>> BEGIN
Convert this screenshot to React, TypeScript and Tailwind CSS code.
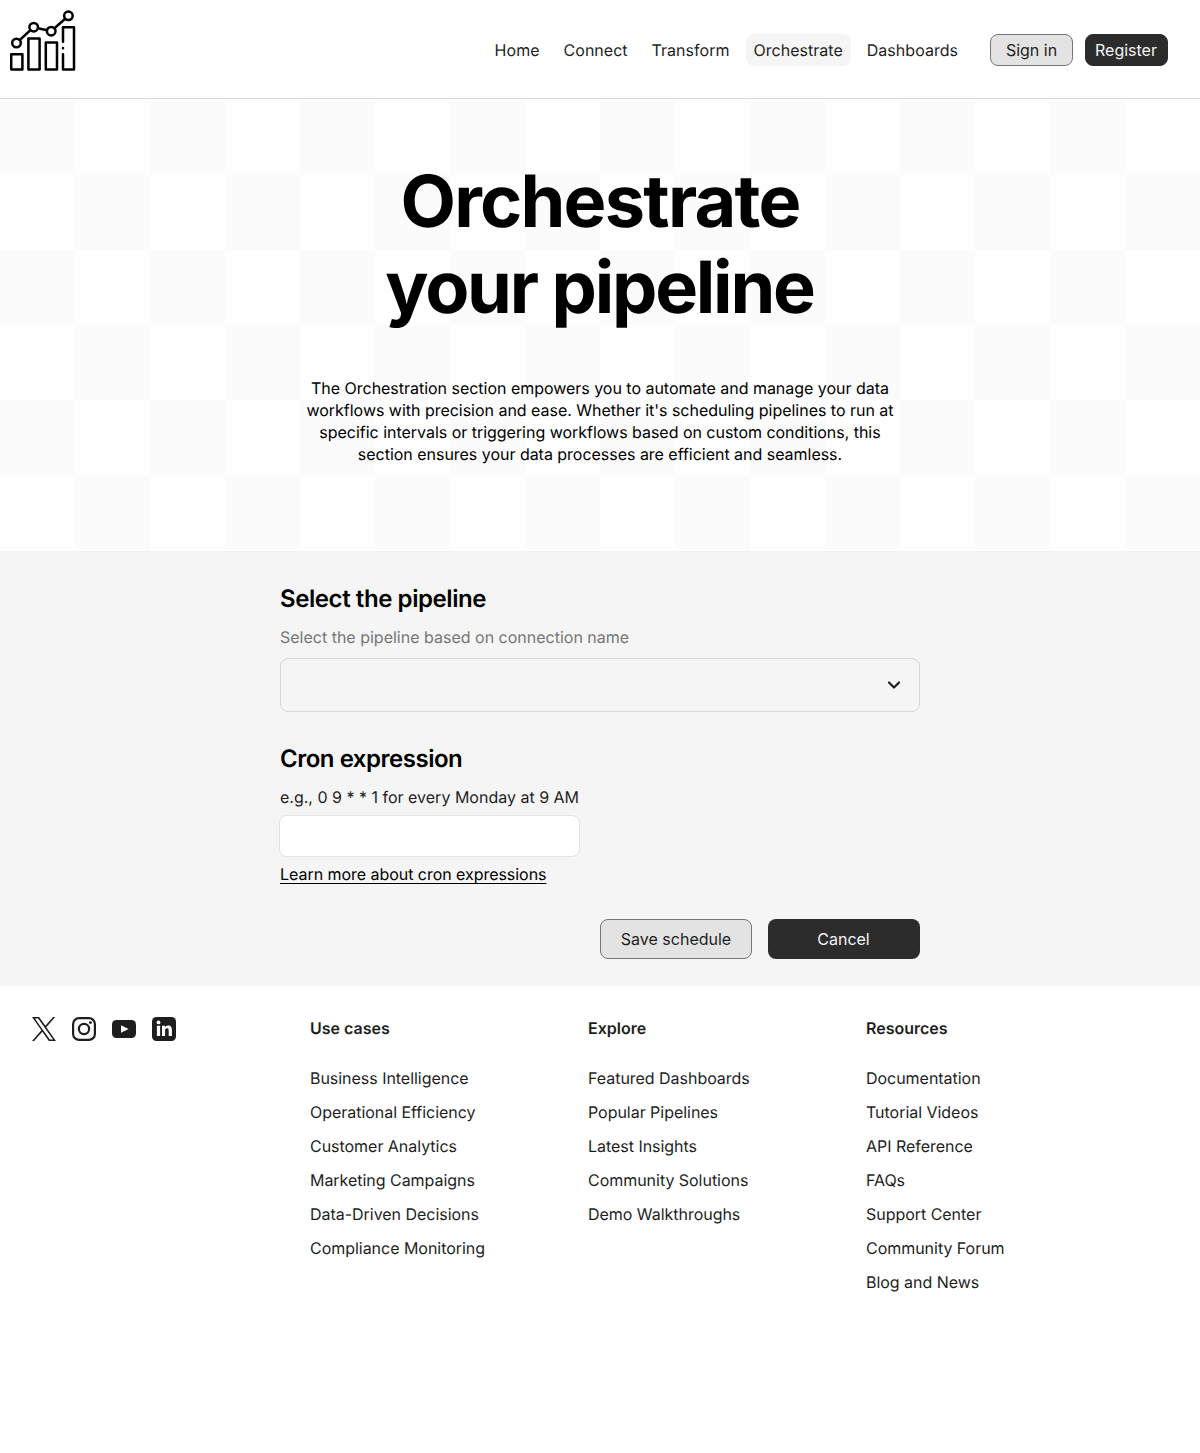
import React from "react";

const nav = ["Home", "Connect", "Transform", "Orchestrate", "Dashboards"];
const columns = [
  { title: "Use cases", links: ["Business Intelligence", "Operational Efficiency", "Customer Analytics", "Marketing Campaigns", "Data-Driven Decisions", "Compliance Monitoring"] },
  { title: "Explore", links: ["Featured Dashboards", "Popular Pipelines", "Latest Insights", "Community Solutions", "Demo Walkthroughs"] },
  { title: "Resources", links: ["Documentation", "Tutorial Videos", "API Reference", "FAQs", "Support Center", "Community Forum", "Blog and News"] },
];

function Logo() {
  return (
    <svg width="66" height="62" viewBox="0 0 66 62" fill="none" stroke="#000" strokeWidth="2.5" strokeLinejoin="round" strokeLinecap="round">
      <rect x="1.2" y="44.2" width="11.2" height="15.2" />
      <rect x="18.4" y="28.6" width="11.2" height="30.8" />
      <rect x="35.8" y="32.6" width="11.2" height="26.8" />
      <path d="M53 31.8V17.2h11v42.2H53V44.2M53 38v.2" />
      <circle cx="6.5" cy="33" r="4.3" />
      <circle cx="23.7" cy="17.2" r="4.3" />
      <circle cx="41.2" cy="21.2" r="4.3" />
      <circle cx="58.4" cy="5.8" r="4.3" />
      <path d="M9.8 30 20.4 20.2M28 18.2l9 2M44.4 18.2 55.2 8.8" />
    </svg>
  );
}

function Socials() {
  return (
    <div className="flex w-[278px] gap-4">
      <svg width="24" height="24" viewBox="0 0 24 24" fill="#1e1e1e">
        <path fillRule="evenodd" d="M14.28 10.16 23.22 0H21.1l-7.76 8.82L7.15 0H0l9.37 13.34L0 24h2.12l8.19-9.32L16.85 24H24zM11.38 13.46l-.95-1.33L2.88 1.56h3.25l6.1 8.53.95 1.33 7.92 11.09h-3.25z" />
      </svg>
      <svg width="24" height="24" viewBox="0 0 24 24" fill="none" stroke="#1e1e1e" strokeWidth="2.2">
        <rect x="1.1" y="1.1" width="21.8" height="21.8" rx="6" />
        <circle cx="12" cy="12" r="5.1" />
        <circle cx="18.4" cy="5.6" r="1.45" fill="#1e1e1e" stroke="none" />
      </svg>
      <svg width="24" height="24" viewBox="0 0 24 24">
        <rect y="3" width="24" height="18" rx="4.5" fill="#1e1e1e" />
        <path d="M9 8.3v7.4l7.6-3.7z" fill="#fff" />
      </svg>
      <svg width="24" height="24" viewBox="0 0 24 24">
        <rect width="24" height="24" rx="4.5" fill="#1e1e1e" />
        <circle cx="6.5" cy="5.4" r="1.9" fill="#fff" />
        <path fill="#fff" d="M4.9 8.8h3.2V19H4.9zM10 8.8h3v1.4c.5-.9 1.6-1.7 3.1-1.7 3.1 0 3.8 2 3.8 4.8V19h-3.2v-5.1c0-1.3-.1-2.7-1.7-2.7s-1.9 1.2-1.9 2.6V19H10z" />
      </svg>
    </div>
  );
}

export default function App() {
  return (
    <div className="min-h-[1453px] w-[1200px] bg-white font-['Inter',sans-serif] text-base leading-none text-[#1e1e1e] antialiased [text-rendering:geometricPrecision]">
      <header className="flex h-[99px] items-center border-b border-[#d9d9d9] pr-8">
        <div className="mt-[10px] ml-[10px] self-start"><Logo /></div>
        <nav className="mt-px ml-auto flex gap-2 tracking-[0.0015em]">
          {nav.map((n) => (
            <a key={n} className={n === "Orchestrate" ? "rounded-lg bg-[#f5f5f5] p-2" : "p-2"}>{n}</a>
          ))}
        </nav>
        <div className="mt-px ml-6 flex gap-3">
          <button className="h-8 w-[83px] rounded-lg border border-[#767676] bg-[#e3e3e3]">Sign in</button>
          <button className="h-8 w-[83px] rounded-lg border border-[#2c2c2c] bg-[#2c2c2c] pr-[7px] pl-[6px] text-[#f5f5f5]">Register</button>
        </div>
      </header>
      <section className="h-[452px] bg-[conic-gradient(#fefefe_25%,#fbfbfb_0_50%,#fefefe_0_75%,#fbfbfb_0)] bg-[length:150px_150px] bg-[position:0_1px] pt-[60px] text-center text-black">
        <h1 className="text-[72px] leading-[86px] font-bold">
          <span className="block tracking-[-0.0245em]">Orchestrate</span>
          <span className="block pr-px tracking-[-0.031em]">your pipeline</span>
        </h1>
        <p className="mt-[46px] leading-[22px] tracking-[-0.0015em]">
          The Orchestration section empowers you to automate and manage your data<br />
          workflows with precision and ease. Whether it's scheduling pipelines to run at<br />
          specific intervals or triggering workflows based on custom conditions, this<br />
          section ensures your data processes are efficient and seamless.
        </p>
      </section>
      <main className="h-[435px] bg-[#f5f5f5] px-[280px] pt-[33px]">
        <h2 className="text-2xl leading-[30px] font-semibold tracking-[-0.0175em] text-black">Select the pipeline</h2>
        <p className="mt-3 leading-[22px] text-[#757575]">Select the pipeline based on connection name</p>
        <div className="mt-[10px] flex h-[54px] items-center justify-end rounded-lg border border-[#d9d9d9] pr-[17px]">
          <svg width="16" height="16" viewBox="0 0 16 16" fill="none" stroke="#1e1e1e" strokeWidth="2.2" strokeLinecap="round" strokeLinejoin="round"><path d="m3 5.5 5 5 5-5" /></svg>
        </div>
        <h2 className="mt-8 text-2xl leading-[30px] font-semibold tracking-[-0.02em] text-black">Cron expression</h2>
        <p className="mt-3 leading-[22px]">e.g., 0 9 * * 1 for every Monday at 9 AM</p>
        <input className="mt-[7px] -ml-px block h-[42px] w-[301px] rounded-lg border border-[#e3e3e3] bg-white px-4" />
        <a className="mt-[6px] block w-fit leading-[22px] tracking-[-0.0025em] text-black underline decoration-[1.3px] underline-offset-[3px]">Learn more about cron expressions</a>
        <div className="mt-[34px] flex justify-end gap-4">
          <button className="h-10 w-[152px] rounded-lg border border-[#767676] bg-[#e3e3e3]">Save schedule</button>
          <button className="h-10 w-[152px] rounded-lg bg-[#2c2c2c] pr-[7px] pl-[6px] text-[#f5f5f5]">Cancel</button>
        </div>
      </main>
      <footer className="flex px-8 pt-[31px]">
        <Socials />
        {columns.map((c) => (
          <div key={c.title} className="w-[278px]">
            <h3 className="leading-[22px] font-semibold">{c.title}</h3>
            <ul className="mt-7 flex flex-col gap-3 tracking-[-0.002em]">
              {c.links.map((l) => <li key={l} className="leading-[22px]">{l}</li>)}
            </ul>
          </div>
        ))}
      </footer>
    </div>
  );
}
>> END
>> BEGIN
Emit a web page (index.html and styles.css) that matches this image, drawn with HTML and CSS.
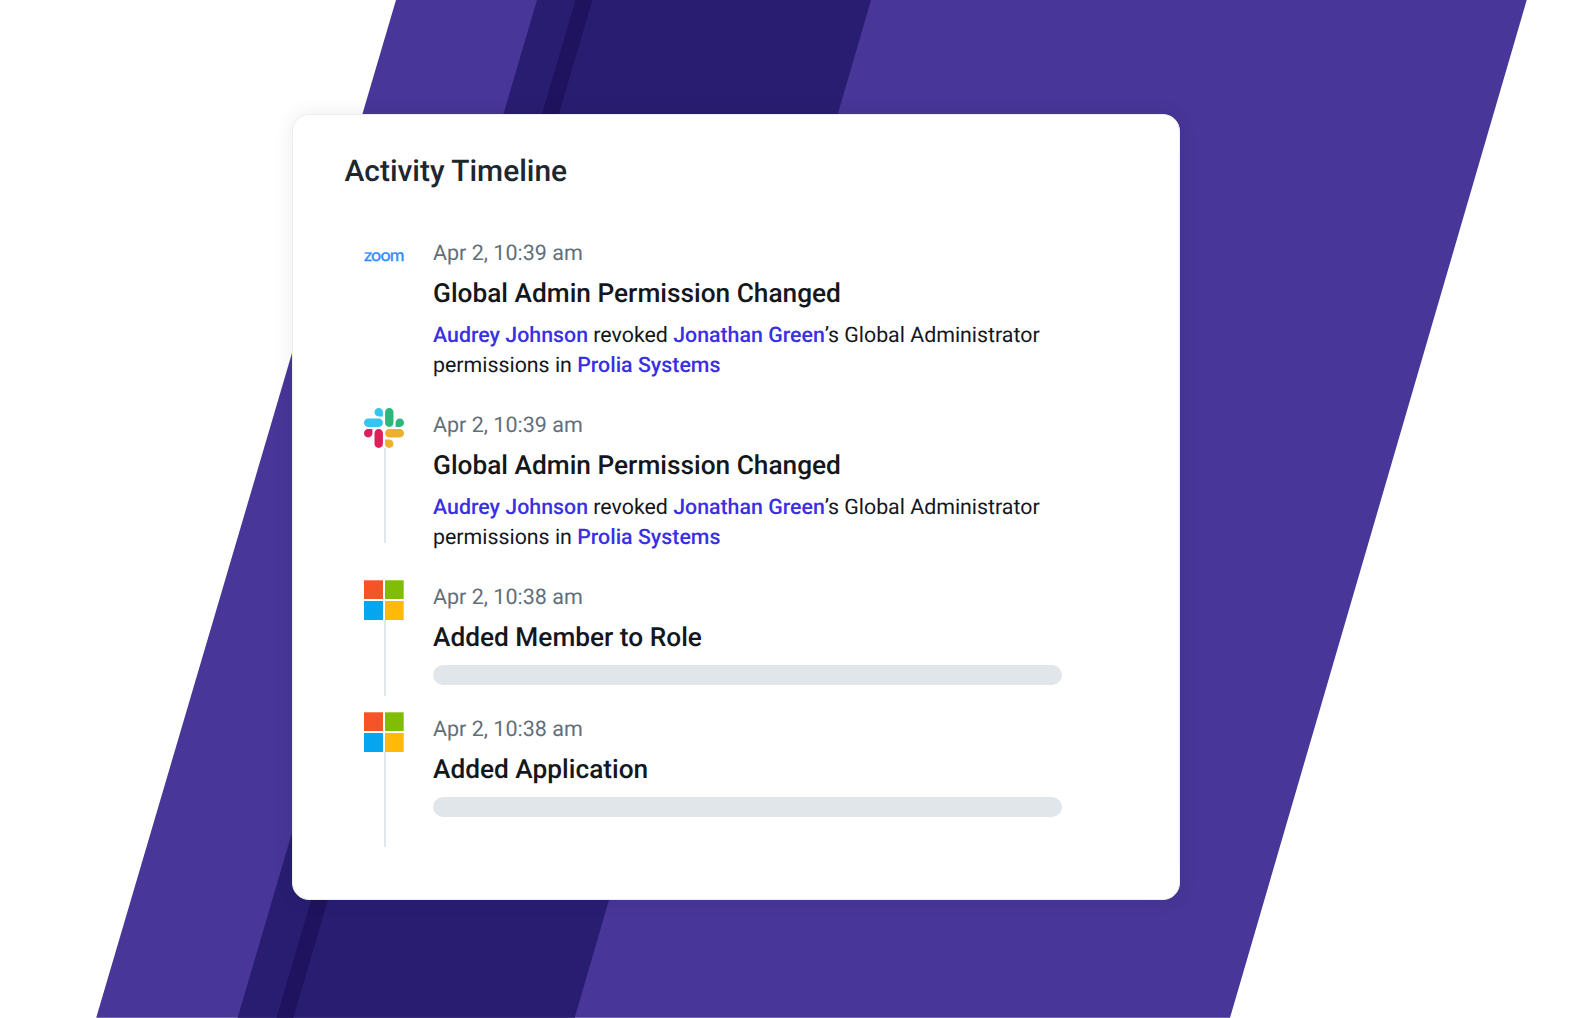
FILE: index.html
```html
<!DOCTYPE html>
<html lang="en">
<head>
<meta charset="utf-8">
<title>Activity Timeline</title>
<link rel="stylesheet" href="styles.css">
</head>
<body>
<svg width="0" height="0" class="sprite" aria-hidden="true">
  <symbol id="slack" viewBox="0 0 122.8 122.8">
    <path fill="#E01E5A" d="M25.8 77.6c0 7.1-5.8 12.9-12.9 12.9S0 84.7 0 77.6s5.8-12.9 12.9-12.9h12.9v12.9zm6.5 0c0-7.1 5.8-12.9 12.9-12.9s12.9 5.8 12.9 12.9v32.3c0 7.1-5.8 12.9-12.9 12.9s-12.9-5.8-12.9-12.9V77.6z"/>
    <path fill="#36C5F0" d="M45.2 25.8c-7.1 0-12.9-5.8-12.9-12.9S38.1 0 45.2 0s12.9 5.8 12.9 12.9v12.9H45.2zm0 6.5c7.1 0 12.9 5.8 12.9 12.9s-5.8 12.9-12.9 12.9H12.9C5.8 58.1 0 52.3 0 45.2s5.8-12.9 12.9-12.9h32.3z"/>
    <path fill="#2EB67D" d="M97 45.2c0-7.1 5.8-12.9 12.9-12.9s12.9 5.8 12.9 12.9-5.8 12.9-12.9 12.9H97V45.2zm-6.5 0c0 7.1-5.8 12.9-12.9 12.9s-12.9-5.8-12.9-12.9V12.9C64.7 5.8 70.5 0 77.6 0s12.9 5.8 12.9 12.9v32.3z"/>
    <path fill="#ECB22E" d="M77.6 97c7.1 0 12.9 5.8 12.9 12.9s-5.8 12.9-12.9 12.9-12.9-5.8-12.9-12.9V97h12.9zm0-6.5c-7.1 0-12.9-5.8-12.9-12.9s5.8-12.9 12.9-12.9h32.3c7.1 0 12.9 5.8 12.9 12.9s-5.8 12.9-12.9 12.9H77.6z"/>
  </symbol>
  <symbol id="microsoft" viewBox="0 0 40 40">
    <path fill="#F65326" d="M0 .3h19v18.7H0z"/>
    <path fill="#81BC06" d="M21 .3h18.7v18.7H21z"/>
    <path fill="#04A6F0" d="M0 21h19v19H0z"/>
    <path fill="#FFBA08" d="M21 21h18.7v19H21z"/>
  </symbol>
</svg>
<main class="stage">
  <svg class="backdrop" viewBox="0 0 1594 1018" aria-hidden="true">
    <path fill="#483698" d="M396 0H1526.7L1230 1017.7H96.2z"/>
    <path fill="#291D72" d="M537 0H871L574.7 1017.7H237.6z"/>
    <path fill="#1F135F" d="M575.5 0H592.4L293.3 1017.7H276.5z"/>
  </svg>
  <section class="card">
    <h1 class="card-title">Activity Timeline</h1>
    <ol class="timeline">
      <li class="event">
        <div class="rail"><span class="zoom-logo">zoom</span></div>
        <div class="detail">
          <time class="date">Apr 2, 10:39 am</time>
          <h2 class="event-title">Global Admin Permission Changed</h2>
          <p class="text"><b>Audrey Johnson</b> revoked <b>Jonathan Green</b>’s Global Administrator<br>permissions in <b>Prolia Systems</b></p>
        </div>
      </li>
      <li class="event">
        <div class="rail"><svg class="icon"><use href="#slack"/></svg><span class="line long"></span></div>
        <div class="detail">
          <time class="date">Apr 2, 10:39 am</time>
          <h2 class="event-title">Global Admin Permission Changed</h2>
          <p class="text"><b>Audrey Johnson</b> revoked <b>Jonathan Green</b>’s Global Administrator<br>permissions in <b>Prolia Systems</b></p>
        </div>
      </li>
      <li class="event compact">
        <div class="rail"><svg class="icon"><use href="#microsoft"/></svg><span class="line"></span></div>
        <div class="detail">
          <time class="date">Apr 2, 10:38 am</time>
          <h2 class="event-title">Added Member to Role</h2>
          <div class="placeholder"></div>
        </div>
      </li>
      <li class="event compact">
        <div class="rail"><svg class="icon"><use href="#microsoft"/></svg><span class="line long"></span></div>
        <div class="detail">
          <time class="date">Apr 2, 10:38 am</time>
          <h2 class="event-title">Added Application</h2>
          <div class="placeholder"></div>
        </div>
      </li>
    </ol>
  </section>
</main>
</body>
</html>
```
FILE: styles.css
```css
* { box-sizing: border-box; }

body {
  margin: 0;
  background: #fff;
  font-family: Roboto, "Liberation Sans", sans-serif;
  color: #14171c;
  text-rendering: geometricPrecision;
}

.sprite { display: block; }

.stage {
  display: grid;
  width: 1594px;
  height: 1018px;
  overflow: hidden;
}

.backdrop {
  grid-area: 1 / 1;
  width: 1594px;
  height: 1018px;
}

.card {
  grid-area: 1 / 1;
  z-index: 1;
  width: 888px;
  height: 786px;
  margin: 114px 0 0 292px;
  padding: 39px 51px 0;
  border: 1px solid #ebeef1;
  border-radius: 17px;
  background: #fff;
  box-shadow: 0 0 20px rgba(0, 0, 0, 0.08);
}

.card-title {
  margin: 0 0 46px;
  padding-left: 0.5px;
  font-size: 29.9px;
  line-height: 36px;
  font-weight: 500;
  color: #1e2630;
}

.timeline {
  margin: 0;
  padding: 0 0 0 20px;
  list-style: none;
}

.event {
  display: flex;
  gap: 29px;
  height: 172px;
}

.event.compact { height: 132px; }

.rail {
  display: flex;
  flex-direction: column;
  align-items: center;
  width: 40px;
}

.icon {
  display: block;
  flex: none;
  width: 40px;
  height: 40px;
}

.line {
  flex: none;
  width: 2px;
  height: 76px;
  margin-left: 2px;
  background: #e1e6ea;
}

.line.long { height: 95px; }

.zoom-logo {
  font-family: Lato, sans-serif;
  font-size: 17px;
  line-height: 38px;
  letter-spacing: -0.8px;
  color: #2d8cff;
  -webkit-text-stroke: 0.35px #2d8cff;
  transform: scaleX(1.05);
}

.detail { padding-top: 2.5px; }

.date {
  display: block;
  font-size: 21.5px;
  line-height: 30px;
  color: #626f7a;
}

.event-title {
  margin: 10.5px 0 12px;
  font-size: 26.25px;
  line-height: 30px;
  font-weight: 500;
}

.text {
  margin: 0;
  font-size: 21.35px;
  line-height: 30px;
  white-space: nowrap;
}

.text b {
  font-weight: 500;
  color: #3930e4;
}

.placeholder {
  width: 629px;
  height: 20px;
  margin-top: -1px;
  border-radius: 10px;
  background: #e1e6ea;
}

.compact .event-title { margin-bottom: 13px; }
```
>> END
TASK BRIEF:
Look above for the line with "Convert this screenshot"; quote it and every line after it, stopping after the line with "import React from", exactly, with nothing added and without pictures.

TASK RESPONSE:
Convert this screenshot to React, TypeScript and Tailwind CSS code.
import React from "react";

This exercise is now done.